Data block:

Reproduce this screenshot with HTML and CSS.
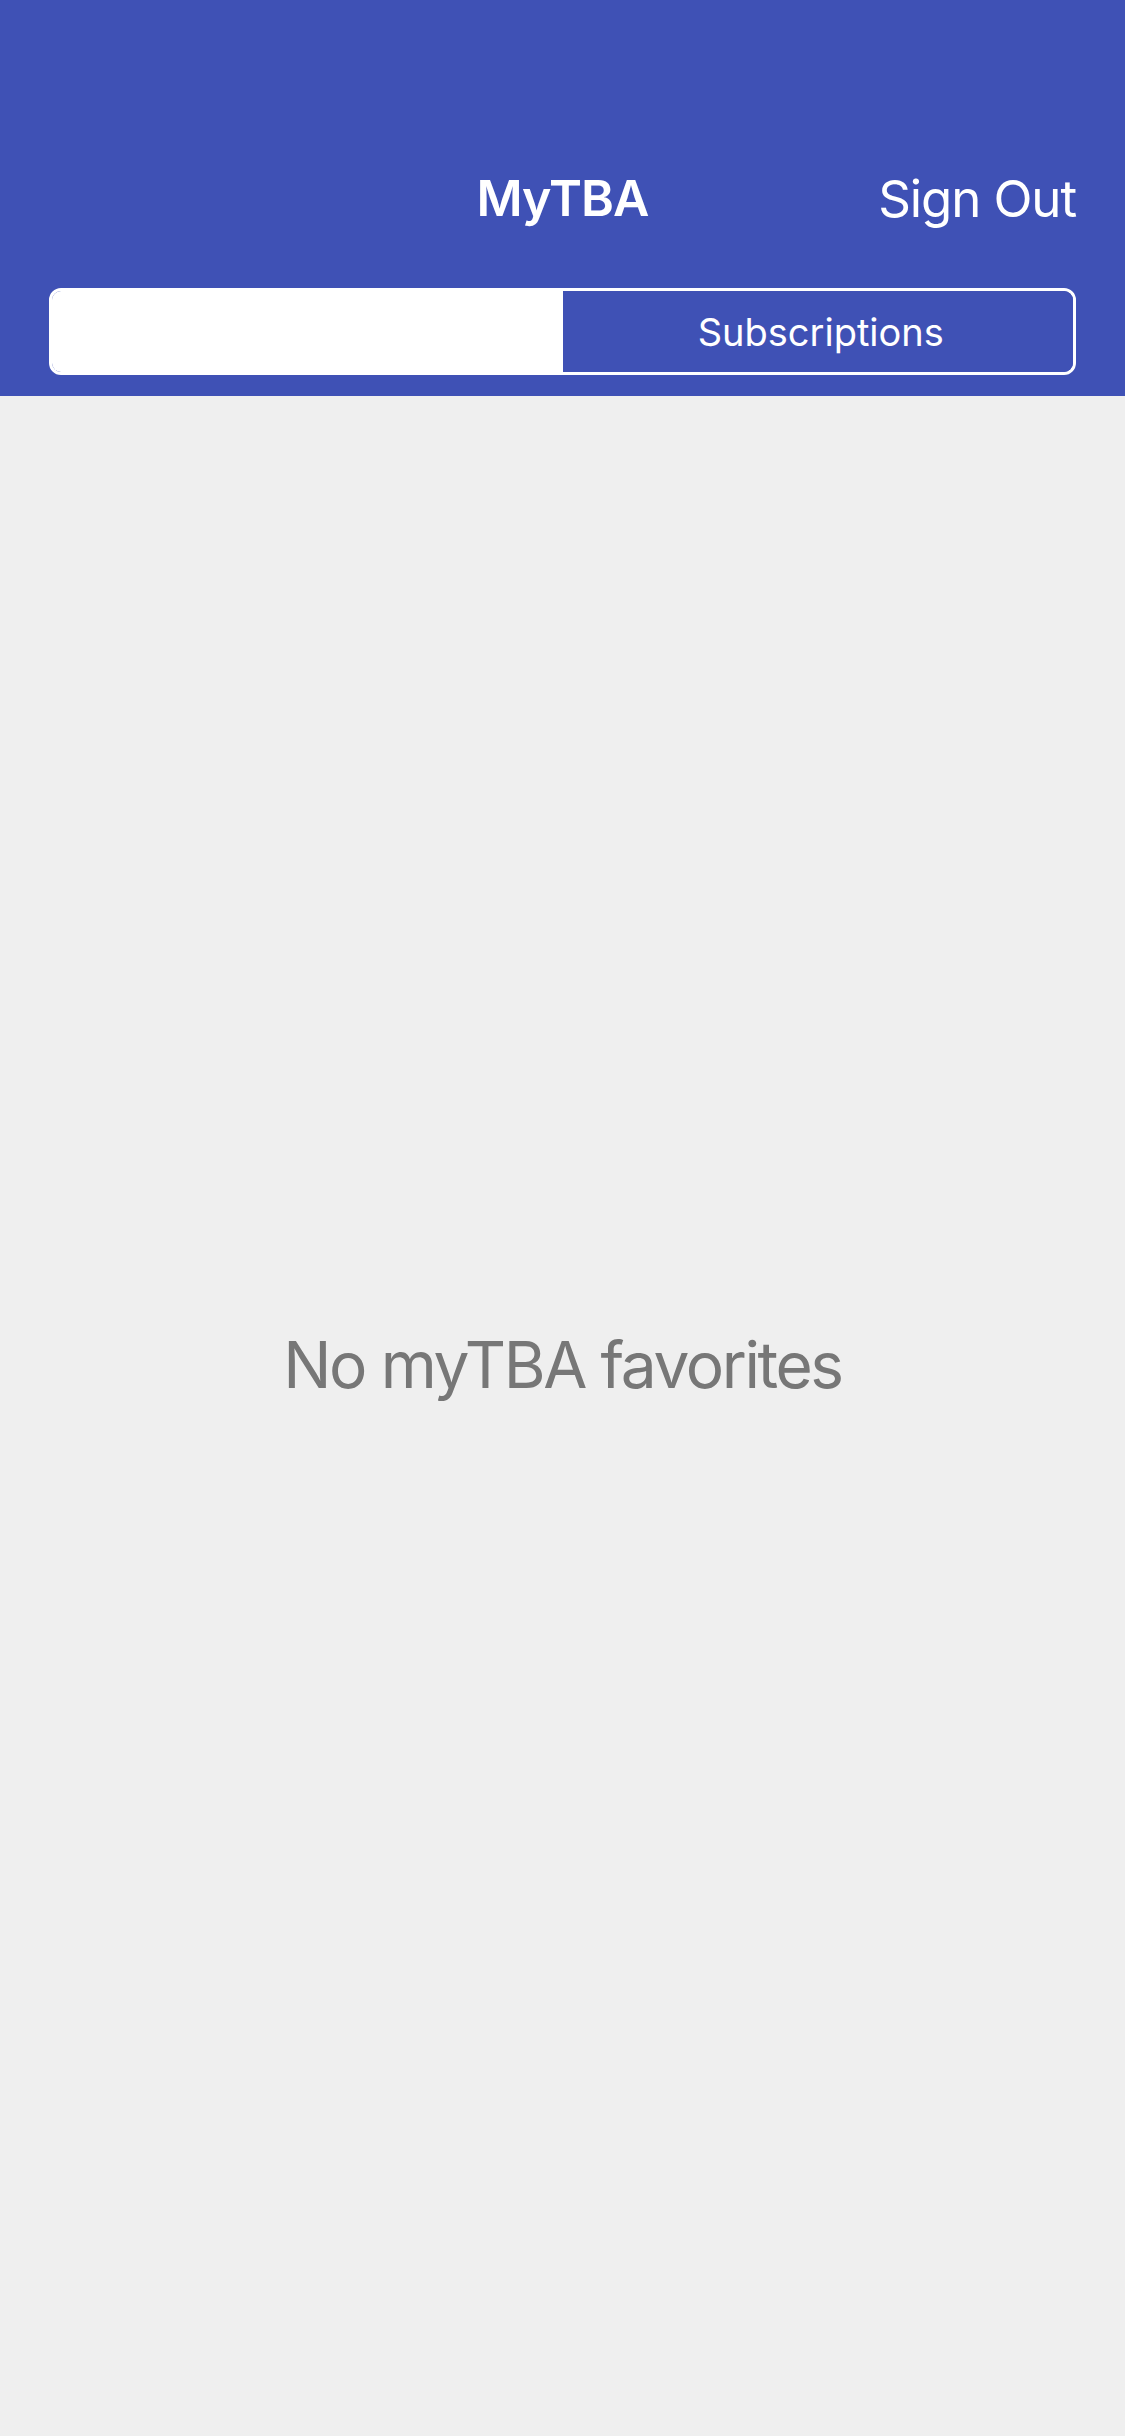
FILE: index.html
```html
<!DOCTYPE html>
<html>
<head>
<meta charset="utf-8">
<link rel="stylesheet" href="styles.css">
</head>
<body>
<div class="screen">
  <header class="header">
    <div class="status"></div>
    <div class="navbar">
      <span class="nav-spacer"></span>
      <span class="nav-title">MyTBA</span>
      <span class="nav-action">Sign Out</span>
    </div>
    <div class="segment-row">
      <div class="segment">
        <div class="seg seg-selected"></div>
        <div class="seg seg-other"><span class="seg-label">Subscriptions</span></div>
      </div>
    </div>
  </header>
  <main class="content">
    <p class="empty">No myTBA favorites</p>
  </main>
</div>
</body>
</html>
```

FILE: styles.css
```css
html, body {
  margin: 0;
  padding: 0;
}
body {
  font-family: Inter, "Noto Sans", "Liberation Sans", sans-serif;
  background: #efefef;
}
.screen {
  width: 1125px;
  height: 2436px;
  display: flex;
  flex-direction: column;
  overflow: hidden;
}
.header {
  background: #3f51b5;
  color: #ffffff;
}
.status {
  height: 132px;
}
.navbar {
  height: 132px;
  display: grid;
  grid-template-columns: 1fr auto 1fr;
  align-items: center;
  padding: 0 49px;
}
.nav-title {
  font-size: 50px;
  font-weight: 600;
  letter-spacing: -0.9px;
}
.nav-action {
  justify-self: end;
  font-size: 51px;
  font-weight: 400;
  letter-spacing: -1.1px;
}
.segment-row {
  padding: 24px 49px 21px 49px;
}
.segment {
  display: flex;
  height: 87px;
  border: 3px solid #ffffff;
  border-radius: 12px;
  overflow: hidden;
  box-sizing: border-box;
}
.seg {
  flex: 1 1 0;
  display: flex;
  align-items: center;
  justify-content: center;
  font-size: 38px;
  font-weight: 400;
}
.seg-selected {
  background: #ffffff;
}
.seg-other {
  background: #3f51b5;
  color: #ffffff;
}
.seg-label {
  margin-left: 6px;
}
.content {
  flex: 1;
  display: flex;
  justify-content: center;
  padding-top: 930px;
}
.empty {
  margin: 0;
  font-size: 64px;
  line-height: 77px;
  color: #777777;
  height: 77px;
  letter-spacing: -2.4px;
}
```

Work instructions: Quote everything in the listing above exactly; pictures are the only thing to omit.

Correct result:
Reproduce this screenshot with HTML and CSS.
FILE: index.html
```html
<!DOCTYPE html>
<html>
<head>
<meta charset="utf-8">
<link rel="stylesheet" href="styles.css">
</head>
<body>
<div class="screen">
  <header class="header">
    <div class="status"></div>
    <div class="navbar">
      <span class="nav-spacer"></span>
      <span class="nav-title">MyTBA</span>
      <span class="nav-action">Sign Out</span>
    </div>
    <div class="segment-row">
      <div class="segment">
        <div class="seg seg-selected"></div>
        <div class="seg seg-other"><span class="seg-label">Subscriptions</span></div>
      </div>
    </div>
  </header>
  <main class="content">
    <p class="empty">No myTBA favorites</p>
  </main>
</div>
</body>
</html>
```

FILE: styles.css
```css
html, body {
  margin: 0;
  padding: 0;
}
body {
  font-family: Inter, "Noto Sans", "Liberation Sans", sans-serif;
  background: #efefef;
}
.screen {
  width: 1125px;
  height: 2436px;
  display: flex;
  flex-direction: column;
  overflow: hidden;
}
.header {
  background: #3f51b5;
  color: #ffffff;
}
.status {
  height: 132px;
}
.navbar {
  height: 132px;
  display: grid;
  grid-template-columns: 1fr auto 1fr;
  align-items: center;
  padding: 0 49px;
}
.nav-title {
  font-size: 50px;
  font-weight: 600;
  letter-spacing: -0.9px;
}
.nav-action {
  justify-self: end;
  font-size: 51px;
  font-weight: 400;
  letter-spacing: -1.1px;
}
.segment-row {
  padding: 24px 49px 21px 49px;
}
.segment {
  display: flex;
  height: 87px;
  border: 3px solid #ffffff;
  border-radius: 12px;
  overflow: hidden;
  box-sizing: border-box;
}
.seg {
  flex: 1 1 0;
  display: flex;
  align-items: center;
  justify-content: center;
  font-size: 38px;
  font-weight: 400;
}
.seg-selected {
  background: #ffffff;
}
.seg-other {
  background: #3f51b5;
  color: #ffffff;
}
.seg-label {
  margin-left: 6px;
}
.content {
  flex: 1;
  display: flex;
  justify-content: center;
  padding-top: 930px;
}
.empty {
  margin: 0;
  font-size: 64px;
  line-height: 77px;
  color: #777777;
  height: 77px;
  letter-spacing: -2.4px;
}
```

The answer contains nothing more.